Sunday, 15 August 2021

Film Review: Fat City (1972)

The poorest of the poor, the denizens of skid rows and flophouses, the frequenters of dive bars and bus station lunch counters, usually don't show up in films as anything but colourful background extras, briefly-glimpsed eccentrics/headcases, or as mildly threatening minor characters. Fat City directed by John Huston takes a non-judgemental, almost cinema verite look at three characters living in the ragged end of Stockton, California. 

Billy (Stacy Keach) is an ex-boxer who's down on his luck, which, for him, is probably a chronic condition. He lives in a one-room apartment and makes ends meet as a day labourer picking crops. He meets Ernie (Jeff Bridges) at the YMCA and convinces him to take up boxing under the tutelage of Ruben, a local boxing coach and promoter. Billy takes up with Oma, a local barfly who's unattached after her boyfriend is sent to jail for a few months. Oma is in love with sherry and the sound of her own voice in an empty bar. Ernie loses his first two "pro" fights and marries his pregnant girlfriend. Billy tries to make a comeback, wins his fight against an ailing, veteran Mexican boxer, but then loses Oma to her newly-released boyfriend. Billy hits the bottle and the film ends with him bumping into Ernie. The two go have coffee and share a long, uncomfortable silence.

European filmmakers have a long tradition of viewing the downtrodden through a sympathetic or dispassionate lens, but in Hollywood they've most often been viewed as comical, pathetic, or dangerous; abject failures, above all else. Given America's binary moral view of capitalism (poor=bad, successful=good), this is hardly surprising. Fat City doesn't try to place its characters in a socio-political context, or explain why they've ended up on skid row. Neither does it demonize them or go for cheap laughs or maudlin sentiments. The tone is observational, and the cool, unobtrusive cinematography makes the viewer feel at home in the rooms, gyms and bars the characters float between. Essentially, Huston steps aside to let the Billy, Ernie and Oma tell their stories without any directorial signposting or underlining. The films wants us to watch these people and not judge them; just watch and listen and experience their fragmented, messy lives as they do.

Boxing provides a loose framework for the film, with a drunk, destitute Billy meeting Ernie at the end and telling him that he's thinking of getting back in shape for what is probably the umpteenth time. Ernie has found some success boxing, but their final, silent scene together is a foreshadowing that Billy's fate will also be shared by Ernie. Although this isn't really a boxing film a la Rocky, the sport has always been the grand metaphor for American life, with its idea that achievement comes through bold, violent, individual acts in which there are winner and losers, and nothing in-between. Fat City dispenses with this myth by showing that boxing is simply another stop on Billy's stumbling journey through life, not terribly different from his time spent in bars or picking onions for $20 a day. 

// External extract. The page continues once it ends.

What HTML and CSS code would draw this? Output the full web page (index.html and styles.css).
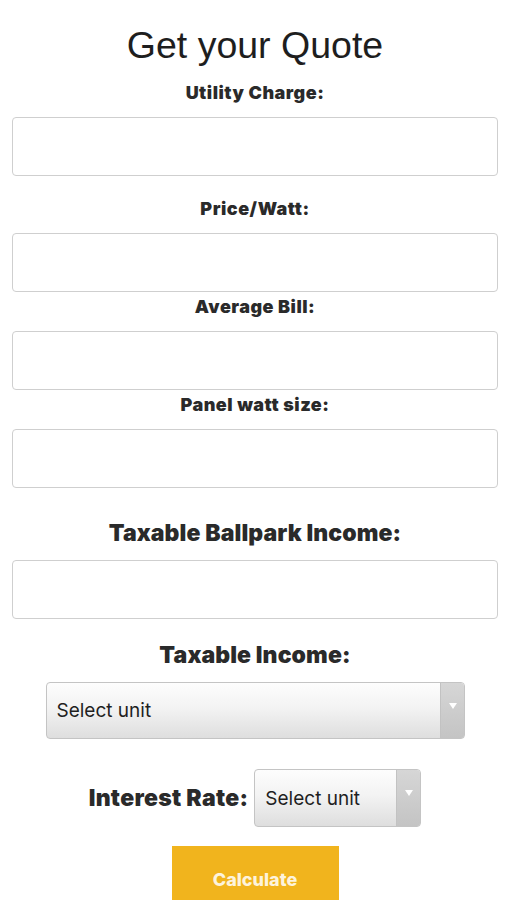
FILE: index.html
```html
<!DOCTYPE html>
<html lang="en">
<head>
<meta charset="utf-8">
<title>Get your Quote</title>
<link rel="stylesheet" href="styles.css">
</head>
<body>
<form class="quote">
  <h1 class="title">Get your Quote</h1>

  <label class="lbl lbl-first" for="utility">Utility Charge:</label>
  <input class="field" id="utility" type="text">

  <label class="lbl lbl-gap" for="price">Price/Watt:</label>
  <input class="field" id="price" type="text">

  <label class="lbl" for="bill">Average Bill:</label>
  <input class="field" id="bill" type="text">

  <label class="lbl" for="panel">Panel watt size:</label>
  <input class="field" id="panel" type="text">

  <label class="lbl lbl-big lbl-biggap" for="ballpark">Taxable Ballpark Income:</label>
  <input class="field" id="ballpark" type="text">

  <label class="lbl lbl-big lbl-gap" for="income">Taxable Income:</label>
  <div class="select select-wide">
    <select id="income"><option>Select unit</option></select>
    <span class="arrow"></span>
  </div>

  <div class="rate-row">
    <label class="lbl lbl-big lbl-inline" for="rate">Interest Rate:</label>
    <div class="select select-small">
      <select id="rate"><option>Select unit</option></select>
      <span class="arrow"></span>
    </div>
  </div>

  <button type="button" class="calc">Calculate</button>
</form>
</body>
</html>
```

FILE: styles.css
```css
* { box-sizing: border-box; }

html, body {
  margin: 0;
  padding: 0;
  background: #ffffff;
}

body {
  font-family: Inter, "Noto Sans", Arial, sans-serif;
  color: #252525;
}

.quote {
  display: flex;
  flex-direction: column;
  align-items: center;
  padding: 23px 9px 0 12px;
}

.title {
  margin: 0;
  font-family: "Liberation Sans", Arial, sans-serif;
  font-weight: 400;
  font-size: 37.5px;
  line-height: 44px;
  color: #1e1e1e;
}

.lbl {
  display: block;
  margin: 4px 0 13px;
  font-size: 18px;
  line-height: 22px;
  font-weight: 900;
  letter-spacing: 0.5px;
  color: #2a2a2a;
  text-align: center;
}

.lbl-first { margin-top: 15px; }
.lbl-gap { margin-top: 22px; }

.lbl-big {
  font-size: 23px;
  line-height: 28px;
  letter-spacing: 0.1px;
}
.lbl-biggap { margin-top: 31px; }

.field {
  display: block;
  width: 100%;
  height: 59px;
  margin: 0;
  border: 1.5px solid #cfcfcf;
  border-radius: 4px;
  background: #fff;
  font: inherit;
}

.select {
  display: flex;
  height: 57px;
  border: 1px solid #c4c4c4;
  border-radius: 4px;
  overflow: hidden;
  background: linear-gradient(#fdfdfd 0%, #f3f3f3 45%, #dedede 100%);
}

.select select {
  flex: 1;
  min-width: 0;
  appearance: none;
  -webkit-appearance: none;
  border: 0;
  background: transparent;
  padding: 0 0 0 10px;
  font-family: Inter, "Noto Sans", Arial, sans-serif;
  font-size: 19px;
  color: #1f1f1f;
}

.arrow {
  position: relative;
  width: 24px;
  flex: none;
  background: linear-gradient(#d6d6d6, #c4c4c4);
  border-left: 1px solid #c2c2c2;
}
.arrow::after {
  content: "";
  position: absolute;
  left: 8px;
  top: 20px;
  border-left: 4px solid transparent;
  border-right: 4px solid transparent;
  border-top: 6px solid #ffffff;
}

.select-wide { width: 419px; }

.rate-row {
  display: flex;
  align-items: center;
  gap: 6px;
  margin-top: 30px;
}
.lbl-inline { margin: 0; letter-spacing: 0.3px; }
.select-small { width: 167px; height: 58px; }

.calc {
  margin-top: 19px;
  width: 167px;
  height: 66px;
  border: 0;
  border-radius: 0;
  background: #f1b41d;
  color: #fdf3dc;
  font-family: Inter, "Noto Sans", Arial, sans-serif;
  font-size: 18px;
  font-weight: 800;
  padding: 0;
}
```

The performances are uniformly excellent, but the shining star of the cast is Susan Tyrrell as Oma. This is a role that could have led to severe scenery chewing, but Tyrrell keeps things very real. If you've spent any time in the kind of bars that have a coin-operated billiard table as their sole and only attraction, then you've probably seen, and certainly heard, an Oma. Tyrrell nails this character perfectly. Huston's direction is subtle but effective, and this could be considered a companion piece to Wise Blood (1979), another study of people on the edges in the Deep South.